Peter Taylor's stories are officially about contemporary, urban, middle-class world of the upper South, and he is the only writer who has taken this as his province...the old-fashioned structure of family still persists, disintegrating slowly under the pressure of modernity..."

==Sources==
- Beattie, Ann. 2017. "A Dream of a Writer" The American Scholar, Phi Beta Kappa publishing. September 5, 2017. Accessed 30 April, 2026.
- Brown, Ashley. 1962. "The Early Fiction of Peter Taylor." The Sewanee Review, Autumn, 1962. Vol. 70, No. 4. pp. 588-602. https://www.jstor.org/stable/27540816 Accessed 16 April, 2026.
- Oates, Joyce Carol. 1971. "Reaction of Distance, Realism of Immediacy." Southern Review, Winter 1971. p. P. 295-301 in Peter Taylor: A Study of the Short Fiction. Twanye Publishers, Boston. G. K. Hall & Co., Gordon Weaver, General Editor.
- Peden, William. 1970. "A Hard and Admirable Toughness: The Stories of Peter Taylor." The Hollin's Critic 7, no. 1, February 1970. pp. 1-9. Peter Taylor: A Study of the Short Fiction. 1988. Twanye Publishers, Boston. G. K. Hall & Co., Gordon Weaver, General Editor.
- Robison, James Curry. 1988. Peter Taylor: A Study of the Short Fiction. Twanye Publishers, Boston. G. K. Hall & Co., Gordon Weaver, General Editor.
- Taylor, Peter. 1948. A Long Fourth and Other Stories. Harcourt Brace Jovanich, New York.
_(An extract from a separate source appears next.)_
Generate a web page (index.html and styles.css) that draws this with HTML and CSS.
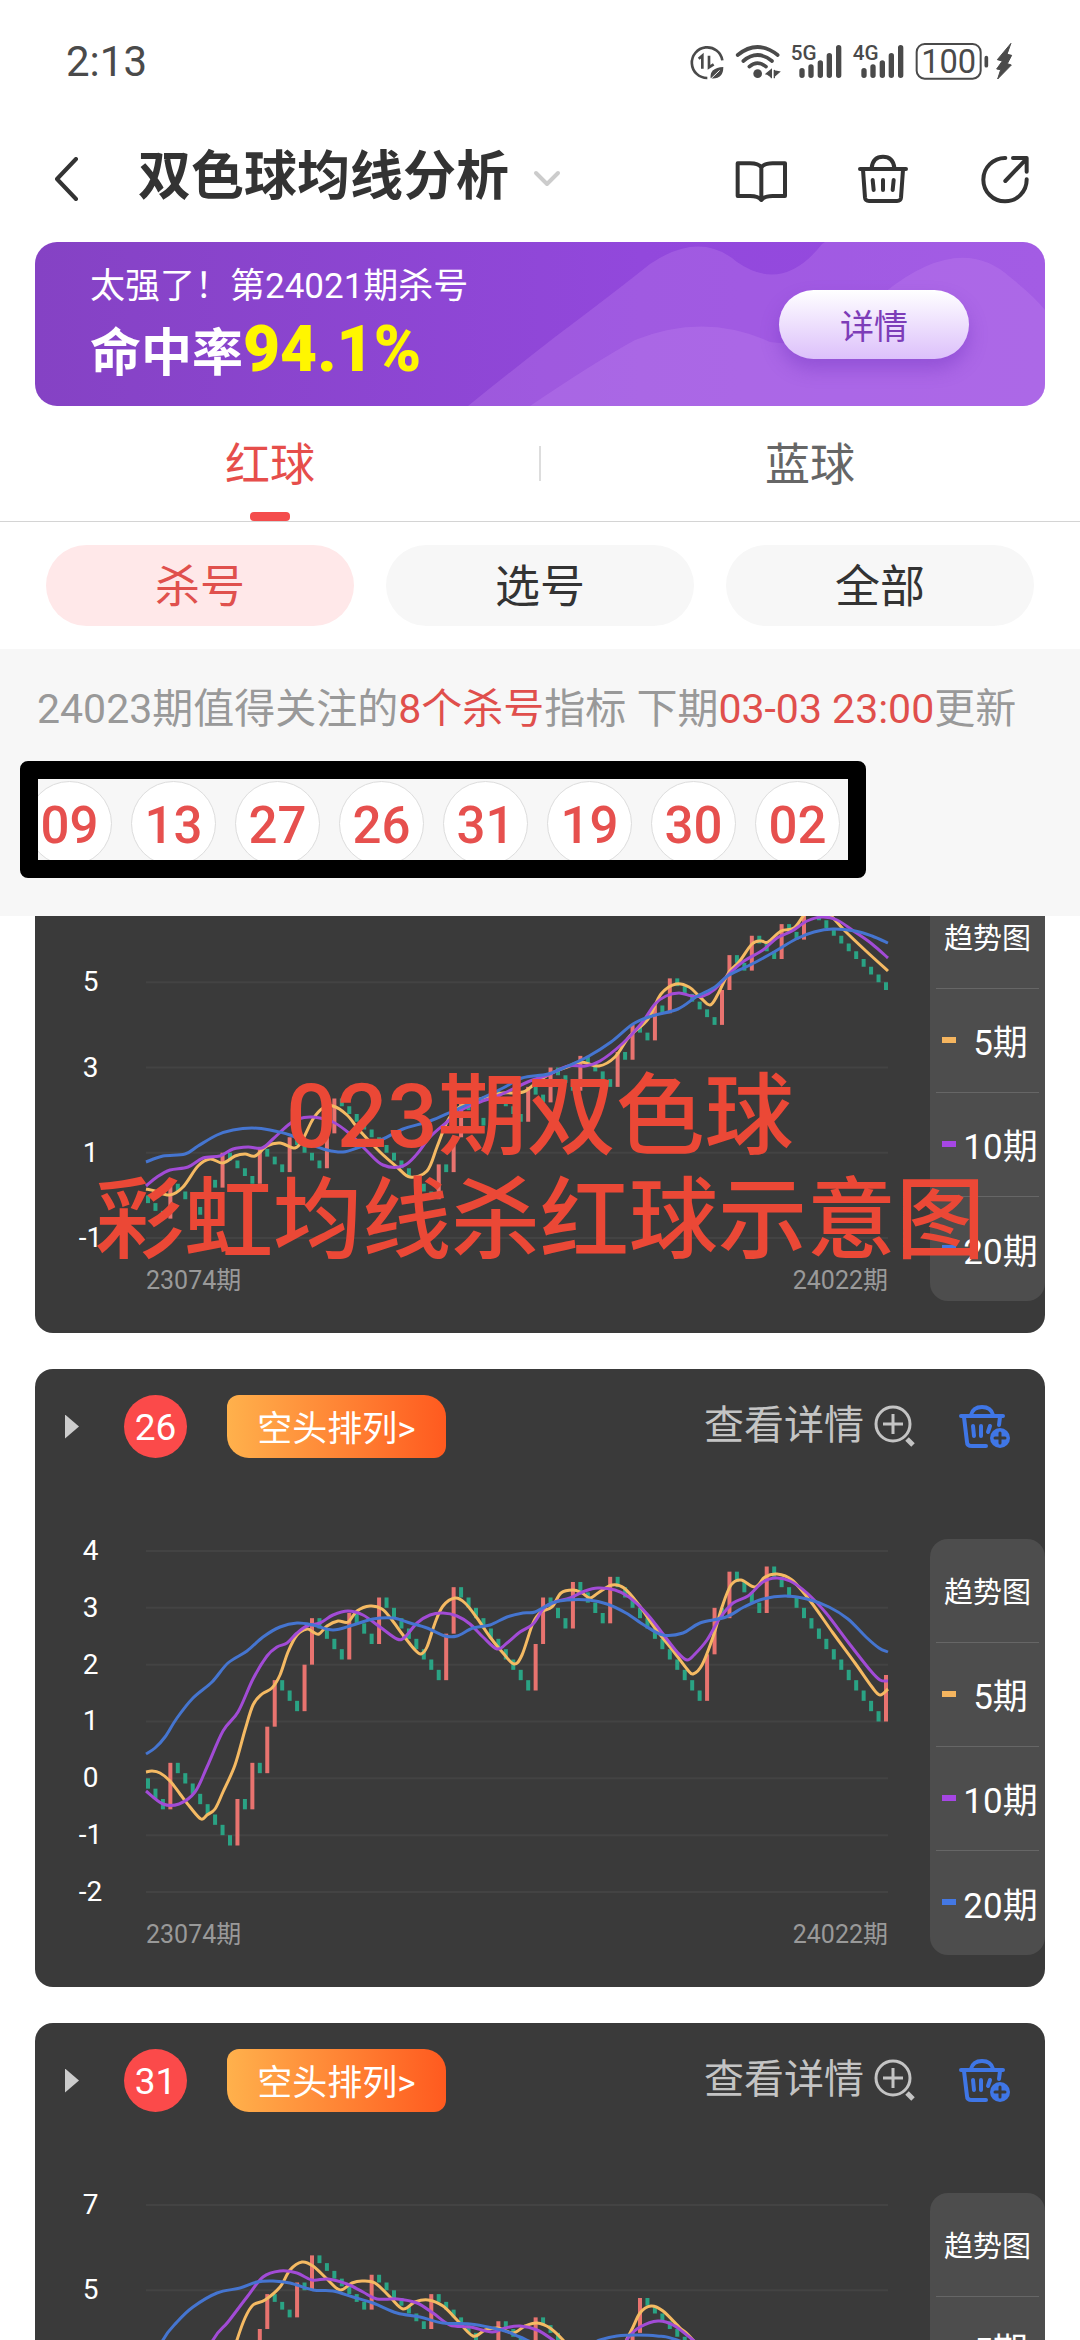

- Taylor, Peter. 2009. The Collected Stories of Peter Taylor. Farrar, Straus and Giroux, New York. (paperback edition).
- Towers, Robert. 1985. "A Master of the Miniature Novel." New York Times, February 17, 1985. https://archive.nytimes.com/www.nytimes.com/books/98/12/06/specials/taylor-forest.html Accessed 14 April, 2026.
- Warren, Robert Penn. 1948. Introduction to The Long Fourth and Other Stories. pp. viii-x. Harcourt Brace Jovanich, New York. Peter Taylor: A Study of the Short Fiction. P. 150-151. Twanye Publishers, Boston. G. K. Hall & Co., Gordon Weaver, General Editor.